Problem to solve>
Produce a word-for-word copy of the listing below without its pictures.

Source data>
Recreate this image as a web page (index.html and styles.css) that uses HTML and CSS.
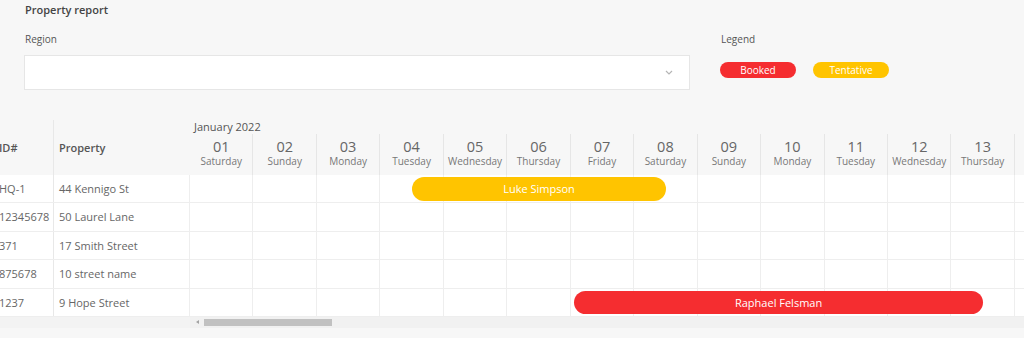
FILE: index.html
```html
<!DOCTYPE html>
<html lang="en">
<head>
    <meta charset="UTF-8">
    <title>Property report</title>
    <link rel="stylesheet" href="styles.css">
</head>
<body>
    <div class="page">
        <h1 class="title">Property report</h1>

        <div class="filters">
            <div class="field region">
                <label>Region</label>
                <div class="select">
                    <svg class="chevron" width="8" height="5" viewBox="0 0 8 5"><path d="M1 1l3 3 3-3" fill="none" stroke="#b5b5b5" stroke-width="1.2"/></svg>
                </div>
            </div>
            <div class="field legend">
                <label>Legend</label>
                <div class="badges">
                    <span class="badge booked">Booked</span>
                    <span class="badge tentative">Tentative</span>
                </div>
            </div>
        </div>
    </div>

    <div class="schedule">
        <div class="fixed">
            <div class="fixed-head">
                <div class="col-id">ID#</div>
                <div class="col-prop">Property</div>
            </div>
            <div class="fixed-row"><div class="col-id">HQ-1</div><div class="col-prop">44 Kennigo St</div></div>
            <div class="fixed-row"><div class="col-id">12345678</div><div class="col-prop">50 Laurel Lane</div></div>
            <div class="fixed-row"><div class="col-id">371</div><div class="col-prop">17 Smith Street</div></div>
            <div class="fixed-row"><div class="col-id">875678</div><div class="col-prop">10 street name</div></div>
            <div class="fixed-row"><div class="col-id">1237</div><div class="col-prop">9 Hope Street</div></div>
            <div class="scroll-gap"></div>
        </div>

        <div class="days">
            <div class="month">January 2022</div>
            <div class="day-head" id="day-head"></div>
            <div id="day-rows"></div>
            <div class="scrollbar">
                <span class="arrow"></span>
                <span class="thumb"></span>
            </div>
        </div>
    </div>

    <script>
        const dias = [
            ['01', 'Saturday'], ['02', 'Sunday'], ['03', 'Monday'], ['04', 'Tuesday'],
            ['05', 'Wednesday'], ['06', 'Thursday'], ['07', 'Friday'], ['08', 'Saturday'],
            ['09', 'Sunday'], ['10', 'Monday'], ['11', 'Tuesday'], ['12', 'Wednesday'],
            ['13', 'Thursday'], ['', '']
        ];

        const colWidth = 63.46;

        // reservas: linha, inicio (em colunas), fim (em colunas)
        const reservas = [
            { row: 0, start: 3.5, end: 7.5, name: 'Luke Simpson', type: 'tentative' },
            { row: 4, start: 6.05, end: 12.5, name: 'Raphael Felsman', type: 'booked' }
        ];

        const head = document.getElementById('day-head');
        head.innerHTML = dias.map(d => `<div class="day"><span class="num">${d[0]}</span><span class="name">${d[1]}</span></div>`).join('');

        const rows = document.getElementById('day-rows');
        let html = '';
        for (let i = 0; i < 5; i++) {
            html += '<div class="day-row">';
            html += dias.map(() => '<div class="cell"></div>').join('');
            reservas.filter(r => r.row === i).forEach(r => {
                const left = r.start * colWidth;
                const width = (r.end - r.start) * colWidth;
                html += `<div class="bar ${r.type}" style="left:${left}px;width:${width}px">${r.name}</div>`;
            });
            html += '</div>';
        }
        rows.innerHTML = html;
    </script>
</body>
</html>
```

FILE: styles.css
```css
* {
    margin: 0;
    padding: 0;
    box-sizing: border-box;
}

body {
    font-family: 'Open Sans', sans-serif;
    background-color: #f7f7f7;
    color: #666;
    overflow: hidden;
}

.page {
    padding: 2px 24px 0 24px;
}

.title {
    font-size: 11px;
    font-weight: 600;
    color: #444;
    line-height: 16px;
    padding-left: 1px;
}

.filters {
    display: flex;
    gap: 30px;
    margin-top: 14px;
}

.field label {
    display: block;
    font-size: 10px;
    line-height: 14px;
    color: #555;
    padding-left: 1px;
}

.region {
    width: 666px;
}

.select {
    margin-top: 9px;
    height: 35px;
    background-color: #fff;
    border: 1px solid #e6e6e6;
    display: flex;
    align-items: center;
    justify-content: flex-end;
    padding-right: 16px;
}

.badges {
    display: flex;
    gap: 17px;
    margin-top: 16px;
}

.badge {
    width: 76px;
    height: 16px;
    border-radius: 8px;
    color: #fff;
    font-size: 10px;
    line-height: 16px;
    text-align: center;
}

.booked {
    background-color: #f52d30;
}

.tentative {
    background-color: #ffc400;
}

.schedule {
    display: flex;
    margin-top: 30px;
    margin-left: -6px;
}

.fixed {
    width: 196px;
    flex-shrink: 0;
}

.fixed-head,
.fixed-row {
    display: flex;
}

.fixed-head {
    height: 55px;
    align-items: center;
    font-size: 11px;
    font-weight: 600;
    color: #555;
}

.fixed-head .col-id,
.fixed-head .col-prop {
    height: 100%;
    display: flex;
    align-items: center;
}

.col-id {
    width: 60px;
    padding-left: 5px;
    border-right: 1px solid #e8e8e8;
    white-space: nowrap;
    overflow: hidden;
}

.col-prop {
    width: 136px;
    padding-left: 5px;
    white-space: nowrap;
}

.fixed-row {
    height: 28.4px;
    background-color: #fff;
    border-bottom: 1px solid #eee;
    font-size: 11px;
    line-height: 27px;
}

.fixed-row .col-prop {
    border-right: 1px solid #eee;
}

.scroll-gap {
    height: 11px;
    background-color: #f3f3f3;
}

.days {
    flex: 1;
    overflow: hidden;
}

.month {
    height: 14px;
    font-size: 11px;
    line-height: 14px;
    color: #555;
    padding-left: 4px;
    white-space: nowrap;
}

.day-head {
    display: flex;
    height: 41px;
}

.day {
    width: 63.46px;
    flex-shrink: 0;
    border-right: 1px solid #e6e6e6;
    display: flex;
    flex-direction: column;
    align-items: center;
    justify-content: center;
    padding-bottom: 3px;
}

.day .num {
    font-size: 14.5px;
    line-height: 16px;
    color: #666;
}

.day .name {
    font-size: 10px;
    line-height: 13px;
    color: #777;
}

.day-row {
    position: relative;
    display: flex;
    height: 28.4px;
    background-color: #fff;
    border-bottom: 1px solid #eee;
}

.cell {
    width: 63.46px;
    flex-shrink: 0;
    border-right: 1px solid #eee;
}

.bar {
    position: absolute;
    top: 2px;
    height: 23.5px;
    border-radius: 12px;
    color: #fff;
    font-size: 11px;
    line-height: 23.5px;
    text-align: center;
    white-space: nowrap;
}

.scrollbar {
    position: relative;
    height: 11px;
    background-color: #f1f1f1;
}

.scrollbar .arrow {
    position: absolute;
    left: 6px;
    top: 3px;
    border-top: 2.5px solid transparent;
    border-bottom: 2.5px solid transparent;
    border-right: 3px solid #a3a3a3;
}

.scrollbar .thumb {
    position: absolute;
    left: 14px;
    top: 2px;
    width: 128px;
    height: 7px;
    background-color: #c1c1c1;
}
```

Full answer>
Recreate this image as a web page (index.html and styles.css) that uses HTML and CSS.
FILE: index.html
```html
<!DOCTYPE html>
<html lang="en">
<head>
    <meta charset="UTF-8">
    <title>Property report</title>
    <link rel="stylesheet" href="styles.css">
</head>
<body>
    <div class="page">
        <h1 class="title">Property report</h1>

        <div class="filters">
            <div class="field region">
                <label>Region</label>
                <div class="select">
                    <svg class="chevron" width="8" height="5" viewBox="0 0 8 5"><path d="M1 1l3 3 3-3" fill="none" stroke="#b5b5b5" stroke-width="1.2"/></svg>
                </div>
            </div>
            <div class="field legend">
                <label>Legend</label>
                <div class="badges">
                    <span class="badge booked">Booked</span>
                    <span class="badge tentative">Tentative</span>
                </div>
            </div>
        </div>
    </div>

    <div class="schedule">
        <div class="fixed">
            <div class="fixed-head">
                <div class="col-id">ID#</div>
                <div class="col-prop">Property</div>
            </div>
            <div class="fixed-row"><div class="col-id">HQ-1</div><div class="col-prop">44 Kennigo St</div></div>
            <div class="fixed-row"><div class="col-id">12345678</div><div class="col-prop">50 Laurel Lane</div></div>
            <div class="fixed-row"><div class="col-id">371</div><div class="col-prop">17 Smith Street</div></div>
            <div class="fixed-row"><div class="col-id">875678</div><div class="col-prop">10 street name</div></div>
            <div class="fixed-row"><div class="col-id">1237</div><div class="col-prop">9 Hope Street</div></div>
            <div class="scroll-gap"></div>
        </div>

        <div class="days">
            <div class="month">January 2022</div>
            <div class="day-head" id="day-head"></div>
            <div id="day-rows"></div>
            <div class="scrollbar">
                <span class="arrow"></span>
                <span class="thumb"></span>
            </div>
        </div>
    </div>

    <script>
        const dias = [
            ['01', 'Saturday'], ['02', 'Sunday'], ['03', 'Monday'], ['04', 'Tuesday'],
            ['05', 'Wednesday'], ['06', 'Thursday'], ['07', 'Friday'], ['08', 'Saturday'],
            ['09', 'Sunday'], ['10', 'Monday'], ['11', 'Tuesday'], ['12', 'Wednesday'],
            ['13', 'Thursday'], ['', '']
        ];

        const colWidth = 63.46;

        // reservas: linha, inicio (em colunas), fim (em colunas)
        const reservas = [
            { row: 0, start: 3.5, end: 7.5, name: 'Luke Simpson', type: 'tentative' },
            { row: 4, start: 6.05, end: 12.5, name: 'Raphael Felsman', type: 'booked' }
        ];

        const head = document.getElementById('day-head');
        head.innerHTML = dias.map(d => `<div class="day"><span class="num">${d[0]}</span><span class="name">${d[1]}</span></div>`).join('');

        const rows = document.getElementById('day-rows');
        let html = '';
        for (let i = 0; i < 5; i++) {
            html += '<div class="day-row">';
            html += dias.map(() => '<div class="cell"></div>').join('');
            reservas.filter(r => r.row === i).forEach(r => {
                const left = r.start * colWidth;
                const width = (r.end - r.start) * colWidth;
                html += `<div class="bar ${r.type}" style="left:${left}px;width:${width}px">${r.name}</div>`;
            });
            html += '</div>';
        }
        rows.innerHTML = html;
    </script>
</body>
</html>
```

FILE: styles.css
```css
* {
    margin: 0;
    padding: 0;
    box-sizing: border-box;
}

body {
    font-family: 'Open Sans', sans-serif;
    background-color: #f7f7f7;
    color: #666;
    overflow: hidden;
}

.page {
    padding: 2px 24px 0 24px;
}

.title {
    font-size: 11px;
    font-weight: 600;
    color: #444;
    line-height: 16px;
    padding-left: 1px;
}

.filters {
    display: flex;
    gap: 30px;
    margin-top: 14px;
}

.field label {
    display: block;
    font-size: 10px;
    line-height: 14px;
    color: #555;
    padding-left: 1px;
}

.region {
    width: 666px;
}

.select {
    margin-top: 9px;
    height: 35px;
    background-color: #fff;
    border: 1px solid #e6e6e6;
    display: flex;
    align-items: center;
    justify-content: flex-end;
    padding-right: 16px;
}

.badges {
    display: flex;
    gap: 17px;
    margin-top: 16px;
}

.badge {
    width: 76px;
    height: 16px;
    border-radius: 8px;
    color: #fff;
    font-size: 10px;
    line-height: 16px;
    text-align: center;
}

.booked {
    background-color: #f52d30;
}

.tentative {
    background-color: #ffc400;
}

.schedule {
    display: flex;
    margin-top: 30px;
    margin-left: -6px;
}

.fixed {
    width: 196px;
    flex-shrink: 0;
}

.fixed-head,
.fixed-row {
    display: flex;
}

.fixed-head {
    height: 55px;
    align-items: center;
    font-size: 11px;
    font-weight: 600;
    color: #555;
}

.fixed-head .col-id,
.fixed-head .col-prop {
    height: 100%;
    display: flex;
    align-items: center;
}

.col-id {
    width: 60px;
    padding-left: 5px;
    border-right: 1px solid #e8e8e8;
    white-space: nowrap;
    overflow: hidden;
}

.col-prop {
    width: 136px;
    padding-left: 5px;
    white-space: nowrap;
}

.fixed-row {
    height: 28.4px;
    background-color: #fff;
    border-bottom: 1px solid #eee;
    font-size: 11px;
    line-height: 27px;
}

.fixed-row .col-prop {
    border-right: 1px solid #eee;
}

.scroll-gap {
    height: 11px;
    background-color: #f3f3f3;
}

.days {
    flex: 1;
    overflow: hidden;
}

.month {
    height: 14px;
    font-size: 11px;
    line-height: 14px;
    color: #555;
    padding-left: 4px;
    white-space: nowrap;
}

.day-head {
    display: flex;
    height: 41px;
}

.day {
    width: 63.46px;
    flex-shrink: 0;
    border-right: 1px solid #e6e6e6;
    display: flex;
    flex-direction: column;
    align-items: center;
    justify-content: center;
    padding-bottom: 3px;
}

.day .num {
    font-size: 14.5px;
    line-height: 16px;
    color: #666;
}

.day .name {
    font-size: 10px;
    line-height: 13px;
    color: #777;
}

.day-row {
    position: relative;
    display: flex;
    height: 28.4px;
    background-color: #fff;
    border-bottom: 1px solid #eee;
}

.cell {
    width: 63.46px;
    flex-shrink: 0;
    border-right: 1px solid #eee;
}

.bar {
    position: absolute;
    top: 2px;
    height: 23.5px;
    border-radius: 12px;
    color: #fff;
    font-size: 11px;
    line-height: 23.5px;
    text-align: center;
    white-space: nowrap;
}

.scrollbar {
    position: relative;
    height: 11px;
    background-color: #f1f1f1;
}

.scrollbar .arrow {
    position: absolute;
    left: 6px;
    top: 3px;
    border-top: 2.5px solid transparent;
    border-bottom: 2.5px solid transparent;
    border-right: 3px solid #a3a3a3;
}

.scrollbar .thumb {
    position: absolute;
    left: 14px;
    top: 2px;
    width: 128px;
    height: 7px;
    background-color: #c1c1c1;
}
```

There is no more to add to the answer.